I wanted to take a picture of a cat for today’s photo a day thing. Unfortunately when I took my phone upstairs during my lunch break both cats were hiding and I couldn’t find them. I guess we’ll have to settle for a Hipstamatic shake-to-shuffle of a guitar… again.
I went back to my guitar this afternoon. I thought my finger tips were hurting this morning. Damn, are they hurting more right now! It’s all good though. Power through the pain today and soon enough the calluses will be back and playing will be pain free once again.
I’ve put guitars onto eight songs today in total. One song got rhythm guitar tracks and the other seven got leads. Good day, me thinks.
Today had one of those moments. One of those sad moments that jump out of nowhere and make you sad.
Tomorrow would have been my parents’ 57th wedding anniversary. Instead it’s the second anniversary since she passed away and that is making me sad today.
I did go and visit her today. That made me feel a little better. It’s funny how that works, right?
Guitars! I didn’t do a singing-in-the-car trip this morning because I’ve run out of songs that are ready for vocal tracks. Instead, I put rhythm guitars onto one song and leads onto four. I have three more songs ready for lead guitars. I wanted to pick those off too but my fingers were starting to hurt and I needed to take a break. If I can get back to them later then I will have run out of songs that are ready for guitar tracks as well as running out of songs ready for voice parts. Looks like it’s time to start writing some new riffs and some new lyrics. Outside of that, I have a big stack of songs ready to mix.

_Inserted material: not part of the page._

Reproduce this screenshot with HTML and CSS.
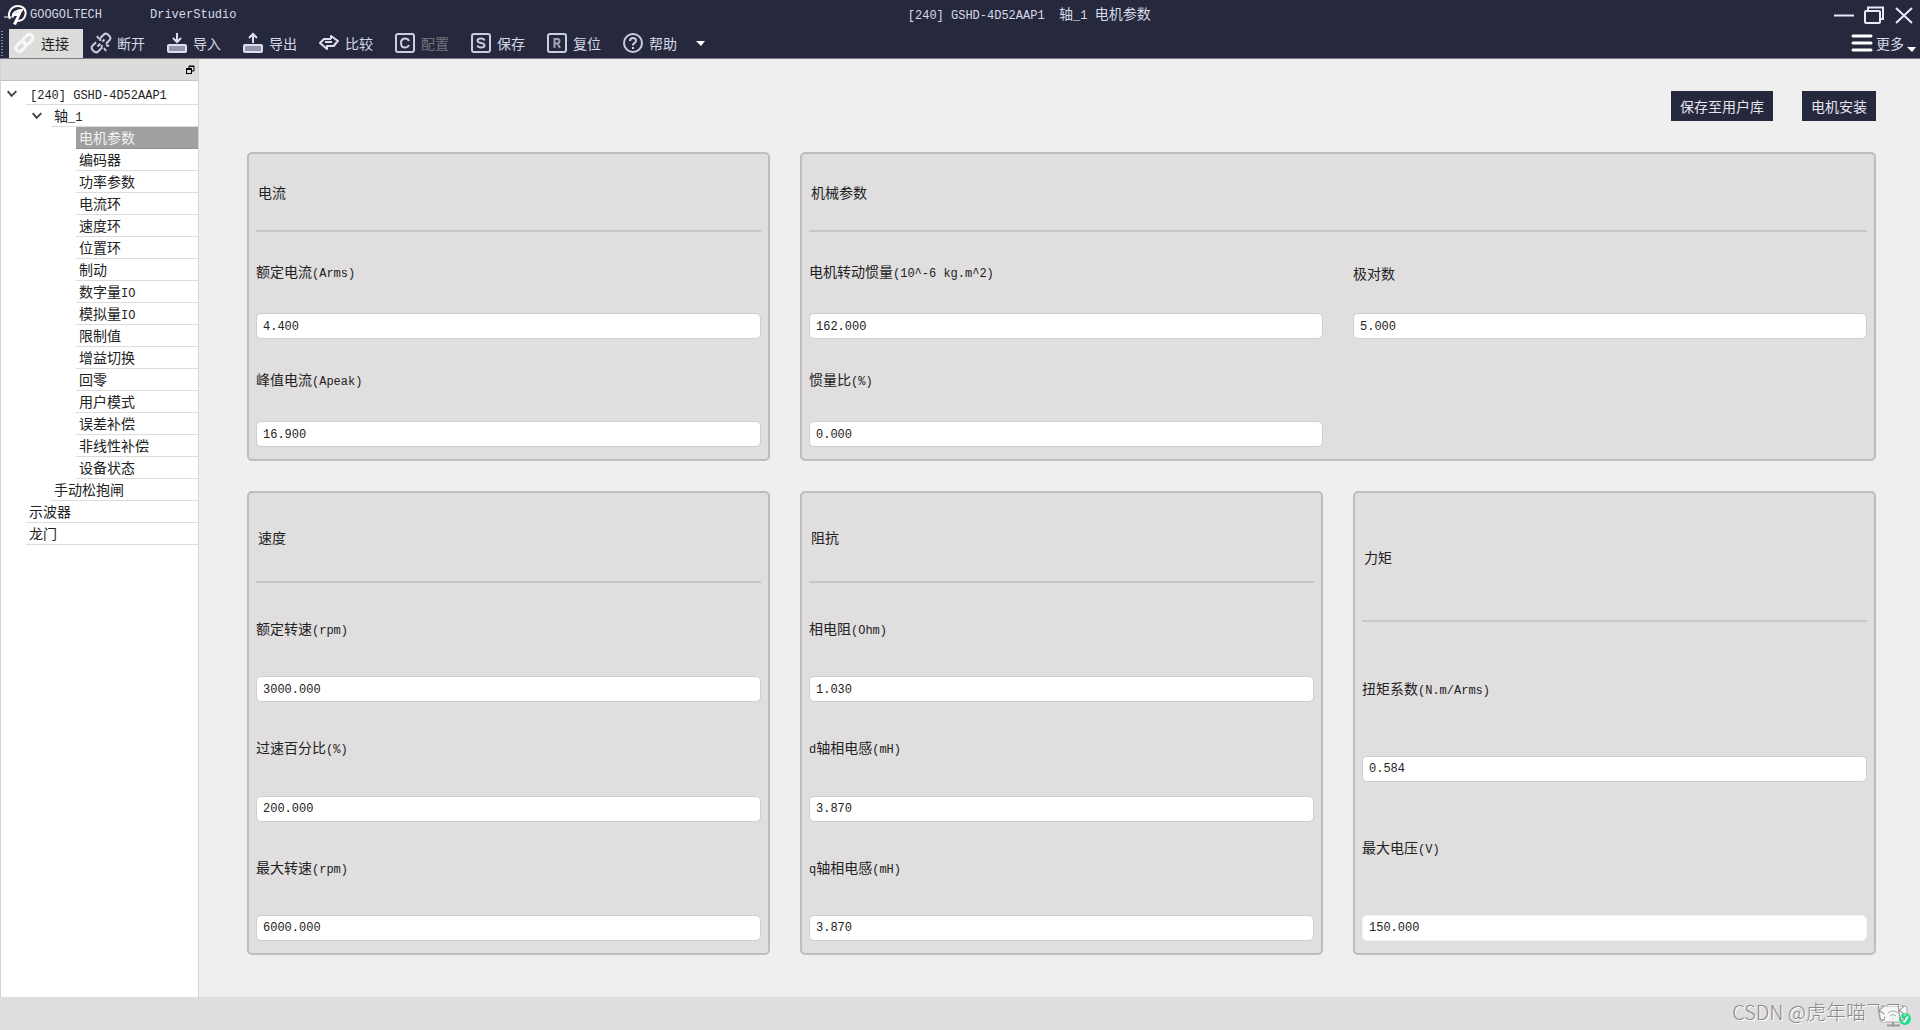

I’m feeling pretty good about the state of this year’s 50 songs in 90 days silliness.
I did some more car music today. I drove to a not-quite-as-empty-as-I-would-have-liked parking lot in town and sat in the car recording vocal tracks. I got through five songs. Every song in the 50 songs in 90 days pipeline that had lyrics but not vocals, now has vocals. Sweet.
Lily is not impressed with me at all.
Robin is so completely unimpressed that she barely acknowledges my existence.